Yoko Tsuno: Daughter of The Wind

Writer / Artist
Yoko Tsuno: Daughter of The Wind
Yoko Tsuno Daughter of the Wind review
  • UK publisher / ISBN: Cinebook - 978-1-905460-94-6
  • Volume No.: 9
  • Release date: 1979
  • English language release date: 2009
  • UPC: 9781905460946
  • Contains adult content?: no
  • Does this pass the Bechdel test?: yes
  • Positive minority portrayal?: yes

Daughter of The Wind is the fourth album of Roger Leloup’s Yoko Tsuno to be translated by Cinebook, but the ninth in the original series. It begins at Kai-Tak Airport in Hong Kong, where an airliner carrying Yoko and her two friends Vic and Pol, makes a skilful landing. Yoko has come to Hong Kong to make contact with her father. Onue Tsuno is a geophysicist who has analysed the typhoons that menace the pacific region, and devised a way to create artificial waterspouts so that he can study their behaviour and destroy them. Unfortunately the man who funded his research, Ito Kazuki sees Tsuno’s artificial typhoons can be a weapon of incredible power and is determined to use this technology to make Japan invincible. Kazuki creates typhoons that Tsuno and his team destroy immediately, but their strange battle threatens the coast of Japan and China.

After Yoko, Pol and Vic are scooped out of the ocean by a huge military seaplane, a briefing by the Japanese Naval Self-Defense Force explains that they’re relying on Yoko to convince her father to shut down this dangerous conflict before there’s no way back. But there are forces that are just as determined to stop Yoko reaching her father, and ninjas are waiting silently to ambush her on arrival at her family’s island…

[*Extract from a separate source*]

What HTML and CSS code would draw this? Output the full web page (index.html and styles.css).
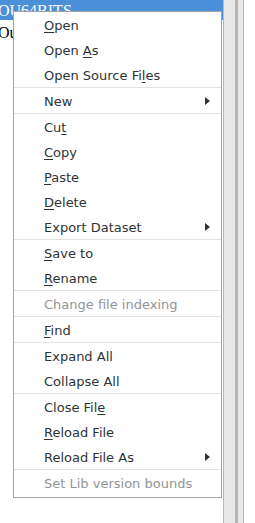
FILE: index.html
```html
<!DOCTYPE html>
<html lang="en">
<head>
    <meta charset="UTF-8">
    <meta name="viewport" content="width=device-width, initial-scale=1.0">
    <title>File Menu</title>
    <link rel="stylesheet" href="styles.css">
</head>
<body>
    <div class="window">
        <div class="tree">
            <div class="row selected">OU64BITS</div>
            <div class="row">Ou</div>
        </div>
        <div class="scrollbar"><div class="trough"></div></div>
    </div>

    <div class="menu">
        <div class="item"><span><u>O</u>pen</span></div>
        <div class="item"><span>Open <u>A</u>s</span></div>
        <div class="item"><span>Open Source Fi<u>l</u>es</span></div>
        <div class="sep"></div>
        <div class="item"><span>New</span><i class="arrow"></i></div>
        <div class="sep"></div>
        <div class="item"><span>Cu<u>t</u></span></div>
        <div class="item"><span><u>C</u>opy</span></div>
        <div class="item"><span><u>P</u>aste</span></div>
        <div class="item"><span><u>D</u>elete</span></div>
        <div class="item"><span>Export Dataset</span><i class="arrow"></i></div>
        <div class="sep"></div>
        <div class="item"><span><u>S</u>ave to</span></div>
        <div class="item"><span><u>R</u>ename</span></div>
        <div class="sep"></div>
        <div class="item disabled"><span>Change file indexing</span></div>
        <div class="sep"></div>
        <div class="item"><span><u>F</u>ind</span></div>
        <div class="sep"></div>
        <div class="item"><span>Expand All</span></div>
        <div class="item"><span>Collapse All</span></div>
        <div class="sep"></div>
        <div class="item"><span>Close Fil<u>e</u></span></div>
        <div class="item"><span><u>R</u>eload File</span></div>
        <div class="item"><span>Reload File As</span><i class="arrow"></i></div>
        <div class="sep"></div>
        <div class="item disabled"><span>Set Lib version bounds</span></div>
    </div>
</body>
</html>
```

FILE: styles.css
```css
body {
    margin: 0;
    background-color: white;
}
.window {
    display: flex;
    height: 523px;
}
.tree {
    width: 223px;
    font-family: "Liberation Serif", serif;
    font-size: 16px;
}
.row {
    height: 20px;
    line-height: 20px;
    white-space: nowrap;
    overflow: hidden;
    text-indent: -2px;
    margin-top: 3px;
}
.row.selected {
    margin-top: 0;
    background-color: #4a90d9;
    color: white;
    line-height: 22px;
}
.scrollbar {
    border-left: 1px solid #b8b8b8;
    border-right: 1px solid #b8b8b8;
    background-color: #e8e8e8;
    display: flex;
    justify-content: flex-end;
    padding-right: 5px;
    width: 14px;
}
.trough {
    width: 3px;
    background-color: #b4b4b4;
}
.menu {
    position: absolute;
    left: 13px;
    top: 11px;
    width: 209px;
    box-sizing: border-box;
    background-color: white;
    border: 1px solid #a3a3a3;
    padding-bottom: 2px;
    font-family: "DejaVu Sans", sans-serif;
    font-size: 13px;
    color: #2e3436;
}
.item {
    height: 25px;
    box-sizing: border-box;
    padding: 1px 11px 0 30px;
    display: flex;
    align-items: center;
    justify-content: space-between;
    white-space: nowrap;
}
.item u {
    text-decoration-thickness: 1px;
    text-underline-offset: 2px;
}
.item.disabled {
    color: #929595;
}
.sep {
    height: 1px;
    background-color: #e2e2e2;
}
.arrow {
    width: 0;
    height: 0;
    border-top: 4px solid transparent;
    border-bottom: 4px solid transparent;
    border-left: 5px solid #2e3436;
}
```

The international intrigue of Daughter of The Wind has dramatic locations, dangerous foes and secret bases enough to rival any James Bond movie. Roger Leloup’s all-action plotting presents Yoko with unfinished personal business from the past to deal with, giving readers a small history lesson while she tries to fulfil her mission. Vic and Pol try their best to help, but it’s Yoko who has to use her considerable skills piloting a range of aircraft and overcoming enemies in hand-to-hand combat to try and win the day. There’s not much humour in this adventure; Leloup’s drawing emphasises the machines and locations first and the people in his strips tend to come off second best. Characterisations are a bit corny and there are no real surprises in the way this story unfolds, but the brisk pace should keep young fans engaged all the way to the explosive finish.